Today I took a bit of a walk – 3 kms out and 3 kms back – to look around near where I live.  To the west of me is Koregaon Park, somewhere I know pretty well now, an upscale area (for Pune) of restaurants and shops.  Today I headed east to see what I could see.

There was no shortage of livestock out today. Here a young man was leading a herd of goats. Goat-meat here is called mutton; in US, UK and most western countries we take mutton to be sheep or older lamb.


I saw many buffalos as well, like this large specimen browsing at some trash:


These animals just burst out into traffic, I had to scramble to get a shot as they galloped by:


(Where they ran out of was the access road to the Hard Rock Café.  Perhaps they know something about the culinary practices there that we don’t?)

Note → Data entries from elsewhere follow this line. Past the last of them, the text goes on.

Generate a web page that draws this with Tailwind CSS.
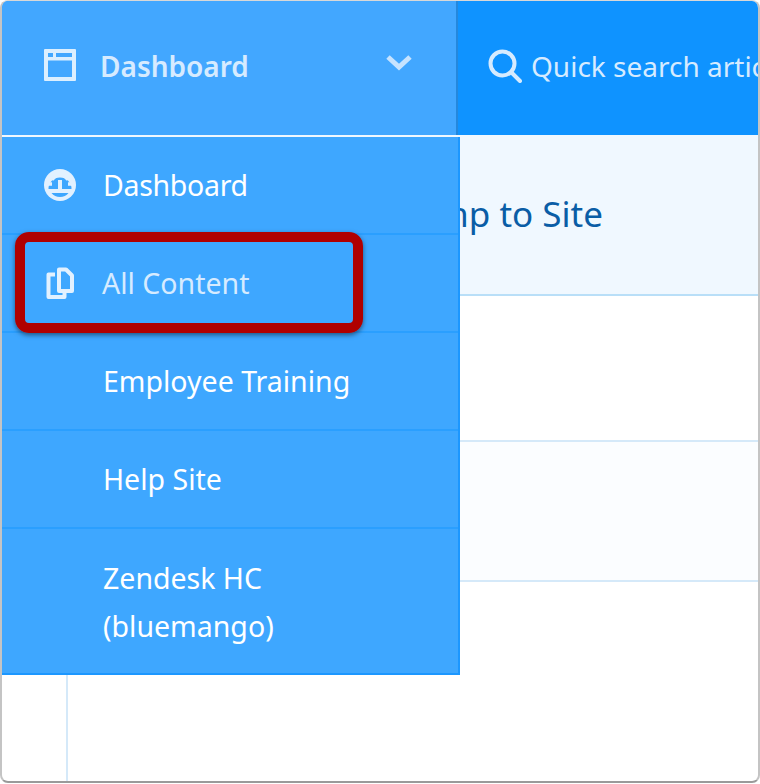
<!DOCTYPE html>
<html lang="en">
<head>
  <meta charset="UTF-8">
  <meta name="viewport" content="width=device-width, initial-scale=1.0">
  <title>All Content</title>
  <script src="https://cdn.jsdelivr.net/npm/@tailwindcss/browser@4"></script>
</head>
<body class="bg-white font-['Noto_Sans',sans-serif]">

  <div class="relative w-[760px] h-[784px] overflow-hidden bg-white">
    <!-- window -->
    <div class="relative h-[783px] overflow-hidden rounded-[8px] border-x-2 border-b-2 border-t border-x-[#c4c4c4] border-b-[#9a9a9a] border-t-[#d8d8d8] bg-white">

      <!-- top bar -->
      <div class="flex h-[134px] bg-[#0f93ff]">
        <div class="flex w-[456px] shrink-0 border-r-2 border-r-[#2488dd] bg-[#42a7ff] pb-[2px]">
          <svg class="ml-[42px] mt-[48px] h-[32px] w-[32px] text-[#dcefff]" viewBox="0 0 32 32" fill="currentColor">
            <path fill-rule="evenodd" d="M1 0h30a1 1 0 0 1 1 1v30a1 1 0 0 1-1 1H1a1 1 0 0 1-1-1V1a1 1 0 0 1 1-1zM4 4v4h5V4zM12 4v4h16V4zM4 11.500V28h24V11.500z"/>
          </svg>
          <span class="ml-[24px] mt-[43px] text-[28px] leading-[44px] font-semibold text-[#d6ebff]">Dashboard</span>
          <svg class="ml-[137px] mt-[52px] h-[18px] w-[26px] text-[#c6e3ff]" viewBox="0 0 26 18" fill="none" stroke="currentColor" stroke-width="5">
            <path d="M2 4l11 10L24 4"/>
          </svg>
        </div>
        <div class="flex min-w-0 flex-1 overflow-hidden">
          <svg class="ml-[30px] mt-[48px] h-[34px] w-[34px] shrink-0 text-[#d6ebff]" viewBox="0 0 34 34" fill="none" stroke="currentColor" stroke-width="4">
            <circle cx="14.500" cy="14.500" r="12"/>
            <path d="M23 23l9 9" stroke-linecap="round"/>
          </svg>
          <span class="ml-[9px] mt-[43px] whitespace-nowrap text-[28px] leading-[44px] text-[#d6ebff]">Quick search articles</span>
        </div>
      </div>

      <!-- content rows -->
      <div class="flex h-[161px] items-center justify-end border-b-2 border-b-[#b9dff8] bg-[#f0f8ff] pb-[0px] pr-[155px]">
        <span class="text-[35px] text-[#0a5da6]">Jump to Site</span>
      </div>
      <div class="h-[146px] border-b-2 border-b-[#d5e9f9] bg-white"></div>
      <div class="h-[140px] border-b-2 border-b-[#d5e9f9] bg-[#fbfdff]"></div>
      <div class="ml-[64px] h-[200px] border-l-2 border-l-[#d5e9f9]"></div>

      <!-- dropdown menu -->
      <div class="absolute left-0 top-[136px] w-[458px] border-r-2 border-b-2 border-r-[#1c97ff] border-b-[#1c97ff] bg-[#3ea7ff] text-[28.5px] text-white">
        <div class="flex h-[98px] items-center border-b-2 border-b-[#2a9fff] pt-[1px]">
          <svg class="ml-[42px] h-[32px] w-[32px] -translate-y-[1px]" viewBox="0 0 32 32">
            <circle cx="16" cy="16" r="16" fill="#e2f1ff"/>
            <path d="M4.500 20A11.500 11.500 0 1 1 27.500 20z" fill="#3ea7ff"/>
            <path d="M16 4v4M8 8l2.500 2.500M24 8l-2.500 2.500M4.500 15h3.500M27.500 15H24" stroke="#e2f1ff" stroke-width="3.500"/>
            <path d="M16 11v10" stroke="#e2f1ff" stroke-width="4"/>
            <path d="M7.500 24h17c-2 2.500-5 4-8.500 4s-6.500-1.500-8.500-4z" fill="#3ea7ff"/>
          </svg>
          <span class="ml-[27px] tracking-[-0.3px]">Dashboard</span>
        </div>
        <div class="flex h-[98px] items-center border-b-2 border-b-[#2a9fff] pt-[1px]">
          <svg class="ml-[44px] h-[32px] w-[28px] -translate-y-[1px] text-[#e2f1ff]" viewBox="0 0 28 32" fill="none" stroke="currentColor" stroke-width="4" stroke-linejoin="round">
            <path d="M13 2.500h7l6 6v15.500H13z"/>
            <path d="M9 7.500H2.500V30h16v-5"/>
          </svg>
          <span class="ml-[28px] text-[#d6ebff]">All Content</span>
        </div>
        <div class="flex h-[98px] items-center border-b-2 border-b-[#2a9fff] pt-[1px] pl-[101px]">
          <span>Employee Training</span>
        </div>
        <div class="flex h-[98px] items-center border-b-2 border-b-[#2a9fff] pt-[1px] pl-[101px]">
          <span>Help Site</span>
        </div>
        <div class="pl-[101px] pt-[25px] pb-[23px] leading-[48px]">
          Zendesk HC<br>(bluemango)
        </div>
      </div>
    </div>

    <!-- red annotation box -->
    <div class="absolute left-[15px] top-[232px] h-[101px] w-[348px] rounded-[14px] border-[10px] border-[#b00000] shadow-[0_2px_5px_rgba(0,0,0,0.5)]"></div>
  </div>

</body>
</html>
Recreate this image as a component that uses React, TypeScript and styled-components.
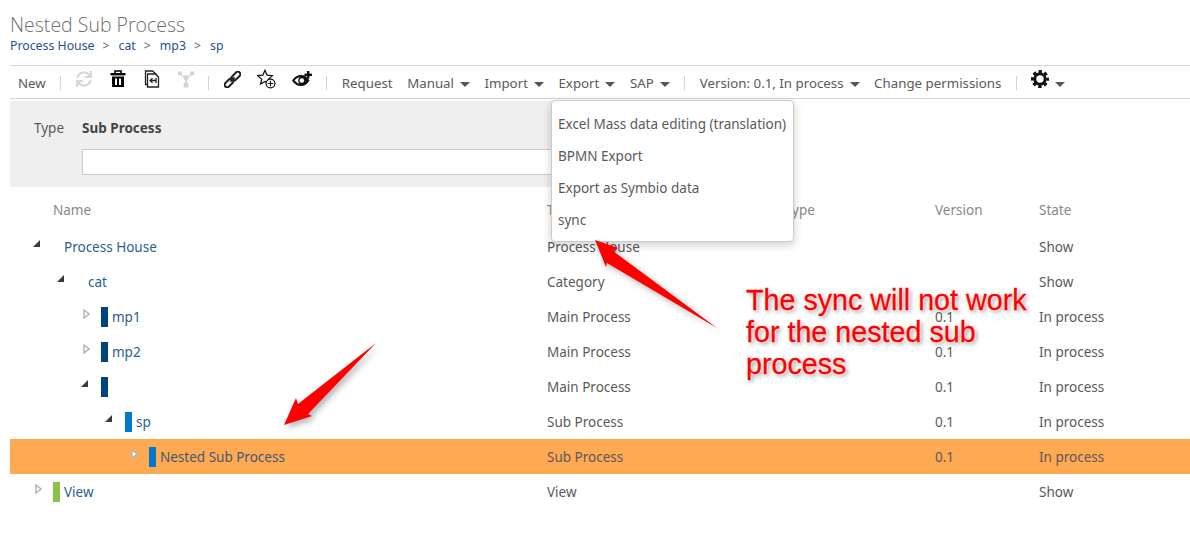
import { createGlobalStyle, styled } from "styled-components";
import { FaSync } from "react-icons/fa";

const GlobalStyle = createGlobalStyle`
  html, body {
    margin: 0;
    background: #fff;
  }
  body {
    font-family: "Noto Sans", "Open Sans", sans-serif;
    font-size: 13.5px;
    color: #5a5a5a;
    overflow: hidden;
  }
`;

type TreeRow = {
  name: string;
  level: number;
  open: boolean;
  bar?: string;
  type: string;
  version?: string;
  state: string;
  selected?: boolean;
};

const rows: TreeRow[] = [
  { name: "Process House", level: 0, open: true, type: "Process House", state: "Show" },
  { name: "cat", level: 1, open: true, type: "Category", state: "Show" },
  { name: "mp1", level: 2, open: false, bar: "#00457e", type: "Main Process", version: "0.1", state: "In process" },
  { name: "mp2", level: 2, open: false, bar: "#00457e", type: "Main Process", version: "0.1", state: "In process" },
  { name: "", level: 2, open: true, bar: "#00457e", type: "Main Process", version: "0.1", state: "In process" },
  { name: "sp", level: 3, open: true, bar: "#0078d0", type: "Sub Process", version: "0.1", state: "In process" },
  { name: "Nested Sub Process", level: 4, open: false, bar: "#0078d0", type: "Sub Process", version: "0.1", state: "In process", selected: true },
  { name: "View", level: 0, open: false, bar: "#8cc24a", type: "View", state: "Show" },
];

const crumbs = ["Process House", "cat", "mp3", "sp"];
const exportItems = ["Excel Mass data editing (translation)", "BPMN Export", "Export as Symbio data", "sync"];

function TrashIcon() {
  return (
    <svg width="16" height="18" viewBox="0 0 16 18">
      <path d="M5 3V1h6v2" fill="none" stroke="#000" strokeWidth="1.6" />
      <rect x="0.5" y="3" width="15" height="2.4" fill="#000" />
      <path d="M2 6.5h12V17H2z M5 8.5v6.6h2V8.5z M9 8.5v6.6h2V8.5z" fill="#000" fillRule="evenodd" />
    </svg>
  );
}

function CopyIcon() {
  return (
    <svg width="16" height="18" viewBox="0 0 16 18" fill="none" stroke="#222" strokeWidth="1.3">
      <path d="M3.5 14.5H1.5V1h7l4 3.5v2" />
      <path d="M3.500 4h8l3 3v10h-11z" fill="#fff" />
      <path d="M12 10.500H6.500M8.500 8.200l-2.400 2.300 2.400 2.300" />
      <path d="M12 8v5" />
    </svg>
  );
}

function ForkIcon() {
  return (
    <svg width="16" height="18" viewBox="0 0 17 18" fill="#d4d4d4">
      <rect x="0" y="1" width="4" height="4" />
      <rect x="13" y="1" width="4" height="4" />
      <circle cx="8.500" cy="7.500" r="2.800" />
      <path d="M3 3.500l4 3-1 1-4-3zM14 3.500l-4 3 1 1 4-3z" />
      <rect x="7.500" y="9" width="2" height="4" />
      <rect x="6" y="13" width="5" height="5" />
    </svg>
  );
}

function LinkIcon() {
  return (
    <svg width="17" height="17" viewBox="0 0 17 17" fill="none" stroke="#222" strokeWidth="2">
      <g transform="rotate(-45 8.500 8.500)">
        <rect x="-1.500" y="6" width="10" height="5" rx="2.500" />
        <rect x="8.500" y="6" width="10" height="5" rx="2.500" />
        <path d="M5.500 8.500h6" />
      </g>
    </svg>
  );
}

function StarPlusIcon() {
  return (
    <svg width="19" height="20" viewBox="0 0 19 20" fill="none" stroke="#111" strokeWidth="1.200">
      <path d="M8 1.200l2.100 4.900 5.300.5-4 3.500 1 5-4.400-2.700-4.500 2.700 1.200-5-4-3.500 5.200-.5z" fill="#fff" />
      <circle cx="13.500" cy="14.500" r="4.400" fill="#fff" />
      <path d="M13.500 11.800v5.400M10.800 14.500h5.400" />
    </svg>
  );
}

function EyePlusIcon() {
  return (
    <svg width="20" height="17" viewBox="0 0 20 17">
      <path d="M0 9.500C2.500 5.600 5.600 4 9 4c3.400 0 6.300 1.600 8.500 5.500-2.200 3.900-5.100 5.500-8.500 5.500-3.400 0-6.500-1.600-9-5.500z" fill="#111" />
      <path d="M2.600 9.500C4.400 7.400 6 6.500 7.500 6.300 5.800 7.800 5.800 11.300 7.500 12.700 6 12.500 4.400 11.600 2.600 9.500z" fill="#fff" />
      <circle cx="9.800" cy="9.500" r="2.300" fill="#fff" />
      <rect x="15" y="0" width="2.400" height="7.600" fill="#111" />
      <rect x="12.400" y="2.600" width="7.600" height="2.400" fill="#111" />
    </svg>
  );
}

function GearIcon() {
  return (
    <svg width="18" height="18" viewBox="0 0 18 18" fill="none" stroke="#111">
      <circle cx="9" cy="9" r="5.200" strokeWidth="3" />
      <circle cx="9" cy="9" r="7.500" strokeWidth="3" strokeDasharray="3.300 2.590" strokeDashoffset="1.650" />
    </svg>
  );
}

function Toggle({ open }: { open: boolean }) {
  return open ? (
    <ToggleMark width="7" height="7" viewBox="0 0 7 7" $open>
      <path d="M7 0v7H0z" fill="#3a3a3a" />
    </ToggleMark>
  ) : (
    <ToggleMark width="7" height="10" viewBox="0 0 7 10">
      <path d="M1 1l5 4-5 4z" fill="#fff" stroke="#b5b5b5" strokeWidth="1.500" />
    </ToggleMark>
  );
}

export default function App() {
  return (
    <Page>
      <GlobalStyle />
      <Title>Nested Sub Process</Title>
      <Breadcrumb>
        {crumbs.map((crumb, i) => (
          <Crumb key={crumb}>
            {i > 0 && <CrumbSep>&gt;</CrumbSep>}
            {crumb}
          </Crumb>
        ))}
      </Breadcrumb>

      <Toolbar>
        <ToolText>New</ToolText>
        <Sep />
        <IconGroup $gap={18}>
          <IconSlot $muted><FaSync size={16} /></IconSlot>
          <IconSlot><TrashIcon /></IconSlot>
          <IconSlot><CopyIcon /></IconSlot>
          <IconSlot><ForkIcon /></IconSlot>
        </IconGroup>
        <Sep />
        <IconGroup $gap={16}>
          <IconSlot><LinkIcon /></IconSlot>
          <IconSlot><StarPlusIcon /></IconSlot>
          <IconSlot><EyePlusIcon /></IconSlot>
        </IconGroup>
        <Sep />
        <ToolText>Request</ToolText>
        <ToolText>Manual <CaretMark /></ToolText>
        <ToolText>Import <CaretMark /></ToolText>
        <ToolText>Export <CaretMark /></ToolText>
        <ToolText>SAP <CaretMark /></ToolText>
        <Sep />
        <ToolText>Version: 0.1, In process <CaretMark /></ToolText>
        <ToolText>Change permissions</ToolText>
        <Sep />
        <ToolText><IconSlot><GearIcon /></IconSlot> <CaretMark /></ToolText>
      </Toolbar>

      <FilterPanel>
        <FilterLabel>Type</FilterLabel>
        <FilterValue>Sub Process</FilterValue>
        <FilterInput />
      </FilterPanel>

      <HeadRow>
        <HeadName>Name</HeadName>
        <span>Type</span>
        <span>Process type</span>
        <span>Version</span>
        <span>State</span>
      </HeadRow>

      {rows.map((row, i) => (
        <Row key={i} $selected={row.selected}>
          <NameCell $level={row.level}>
            <ToggleSlot><Toggle open={row.open} /></ToggleSlot>
            <Bar $color={row.bar} />
            <NameLink $selected={row.selected}>{row.name}</NameLink>
          </NameCell>
          <span>{row.type}</span>
          <span />
          <span>{row.version}</span>
          <span>{row.state}</span>
        </Row>
      ))}

      <ExportMenu>
        {exportItems.map((item) => (
          <MenuItem key={item}>{item}</MenuItem>
        ))}
      </ExportMenu>

      <ArrowLayer width="1190" height="549" viewBox="0 0 1190 549">
        <polygon points="284,425 296,398 298,404 376,343 308,414 312,416" fill="#f00" />
        <polygon points="595,240 618,248 613,251 717,328 607,263 606,267" fill="#f00" />
      </ArrowLayer>
      <Callout>The sync will not work for the nested sub process</Callout>
    </Page>
  );
}

const Page = styled.div`
  position: relative;
  height: 549px;
  padding-left: 10px;
  box-sizing: border-box;
  overflow: hidden;
`;

const Title = styled.div`
  padding-top: 11px;
  font-family: "Open Sans", "Noto Sans", sans-serif;
  font-size: 19.500px;
  font-weight: 300;
  line-height: 27px;
  color: #6f6f6f;
`;

const Breadcrumb = styled.div`
  display: flex;
  height: 16px;
  line-height: 16px;
  font-size: 12.300px;
  color: #27508f;
`;

const Crumb = styled.span`
  display: inline-flex;
`;

const CrumbSep = styled.span`
  margin: 0 9px 0 8px;
  color: #666;
`;

const Toolbar = styled.div`
  display: flex;
  align-items: center;
  gap: 14.500px;
  height: 30px;
  margin-top: 11px;
  padding: 2px 0 0 8px;
  border-top: 1px solid #d6d6d6;
  border-bottom: 1px solid #d6d6d6;
  font-size: 13.300px;
`;

const ToolText = styled.span`
  display: inline-flex;
  align-items: center;
  gap: 6px;
  white-space: nowrap;
`;

const CaretMark = styled.i`
  display: inline-block;
  margin-top: 2px;
  border-left: 5px solid transparent;
  border-right: 5px solid transparent;
  border-top: 5px solid #555;
`;

const Sep = styled.i`
  width: 1px;
  height: 14px;
  background: #cdd6e0;
`;

const IconGroup = styled.div<{ $gap: number }>`
  display: flex;
  align-items: center;
  gap: ${(p) => p.$gap}px;
`;

const IconSlot = styled.span<{ $muted?: boolean }>`
  display: inline-flex;
  margin-top: -8px;
  color: ${(p) => (p.$muted ? "#d8d8d8" : "#111")};
`;

const FilterPanel = styled.div`
  display: grid;
  grid-template-columns: 48px 1fr;
  row-gap: 12px;
  width: 770px;
  height: 86px;
  margin-top: 2px;
  padding: 18px 0 0 24px;
  box-sizing: border-box;
  background: #efefef;
  align-content: start;
`;

const FilterLabel = styled.span`
  line-height: 18px;
`;

const FilterValue = styled.span`
  font-weight: 700;
  line-height: 18px;
  color: #444;
`;

const FilterInput = styled.input`
  grid-column: 2;
  width: 640px;
  height: 26px;
  padding: 0;
  box-sizing: border-box;
  background: #fff;
  border: 1px solid #ccc;
`;

const tableColumns = "537px 188px 200px 104px 1fr";

const HeadRow = styled.div`
  display: grid;
  grid-template-columns: ${tableColumns};
  height: 42px;
  padding-top: 14px;
  box-sizing: border-box;
  line-height: 18px;
  color: #888;
`;

const HeadName = styled.span`
  padding-left: 43px;
`;

const Row = styled.div<{ $selected?: boolean }>`
  display: grid;
  grid-template-columns: ${tableColumns};
  align-items: center;
  height: 35px;
  background: ${(p) => (p.$selected ? "#ffa953" : "transparent")};
`;

const NameCell = styled.div<{ $level: number }>`
  display: flex;
  align-items: center;
  padding-left: ${(p) => 23 + p.$level * 24}px;
`;

const ToggleSlot = styled.span`
  display: inline-flex;
  width: 20px;
  margin-top: -6px;
`;

const ToggleMark = styled.svg<{ $open?: boolean }>`
  margin-left: ${(p) => (p.$open ? "0" : "2px")};
`;

const Bar = styled.i<{ $color?: string }>`
  width: 7px;
  height: 20px;
  margin-right: 4px;
  background: ${(p) => p.$color ?? "transparent"};
`;

const NameLink = styled.span<{ $selected?: boolean }>`
  color: ${(p) => (p.$selected ? "#3f5a75" : "#2a5f8f")};
`;

const ExportMenu = styled.div`
  position: absolute;
  left: 551px;
  top: 100px;
  width: 243px;
  height: 142px;
  padding-top: 7px;
  box-sizing: border-box;
  background: #fff;
  border: 1px solid #ccc;
  border-radius: 4px;
  box-shadow: 0 3px 10px rgba(0, 0, 0, 0.2);
`;

const MenuItem = styled.div`
  height: 32px;
  padding-left: 6px;
  line-height: 32px;
  white-space: nowrap;
`;

const ArrowLayer = styled.svg`
  position: absolute;
  left: 0;
  top: 0;
  filter: drop-shadow(3px 3px 3px rgba(0, 0, 0, 0.3));
`;

const Callout = styled.div`
  position: absolute;
  left: 746px;
  top: 284px;
  width: 300px;
  font-family: "Liberation Sans", Arial, sans-serif;
  font-size: 28.700px;
  line-height: 32px;
  color: #f00;
  -webkit-text-stroke: 0.3px #f00;
  text-shadow: 0 0 2px #fff, 0 0 2px #fff, 2px 2px 4px rgba(0, 0, 0, 0.45);
`;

This station was setup on an empty stretch of the road, apparently a service provided by the government:


An impressive list of ailments, to be sure.  None of the locals seemed to be interested, however.

I passed a playground, with kids playing, and older women in saris sitting by and watching:


A more common sight is this, where kids in humbler surroundings play with whatever is to hand: stones, sticks, an old tire:


About half-way out on my jaunt I saw this lady:


I expect she was coming from the market, which I reached just a bit further on:


There were many fruits and vegetables here, and doubtless more workaday goods in the lanes and stalls further back.

Anyone who comes here will quickly get used to billboards like this:


I have to say I find the juxtaposition of these fantasies of luxury with the day to day reality of corrugated metal lean-tos and goats in the backyard to be more than a little jarring.  I’ll have to do a post dedicated to this; like the sentiment above, “Only the attitude is real”, these Indian ads intensely emphasize pampering yourself, that you deserve luxury, and that indulgence is good.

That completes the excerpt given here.